An effigy lying on a slab, staring up to the heavens with stony eyes: what does it see? Is its gaze fixed on pipes, scaffolding, and bright electrical lights searing back down? Is it straining to peek past the blaze to catch a private glimpse of the ceiling – its paint hanging off in moldy slices? Or is the firmament a heavy black mass, a glimmerless void with no depth or definition, its absence crushing?
Then the patience of ages will produce the soft hues of color, at first mistaken for film in the eyes until stars appear and multiply. The cosmos grows in intensity until the abrupt vastness of color and light undulates, becoming sky that flows like clear violent rivers to form surging mountains with explosions of steam and clear blue magma racing above as if the globe were spinning off its axis and yet crawling to a halt. The depth of time bubbles up as sensations fly and circles form and collapse to form again. Bodies burn to nothing in ecstasy and everything swirls and collapses and swirls again. It is high noon in a black hole and everything is flat singularity – a single note ringing until explosion as everything cries out. Falling through stars and mountains and falls and clouds and warm stone cooling in silence. The earth smells wet, full of rot and life.

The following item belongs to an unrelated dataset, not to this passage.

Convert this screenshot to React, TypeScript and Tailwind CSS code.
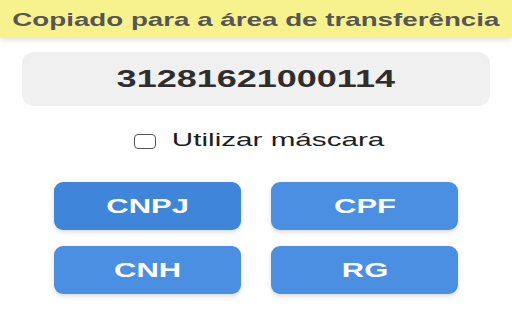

This remembered theatre cannot represent that sky nor does it hope to. It does give new lives to those who have seen it; and many who never will. It wastes greatly – and recycles as it can –
making the most of rags and bones. The boundary and the center become whole – an infinity of loops without limit. The seeming paradox of this work is not dissimilar from the misperception that if theatre is a mausoleum then it must be a city of dead things, a receptacle for the inert. But the truth is that such a space of decay is also one of new possibilities. The dark and the dust are preconditions for re-membering. This imagined theatre gives space and body for such work to continue anew and differently with each repetition.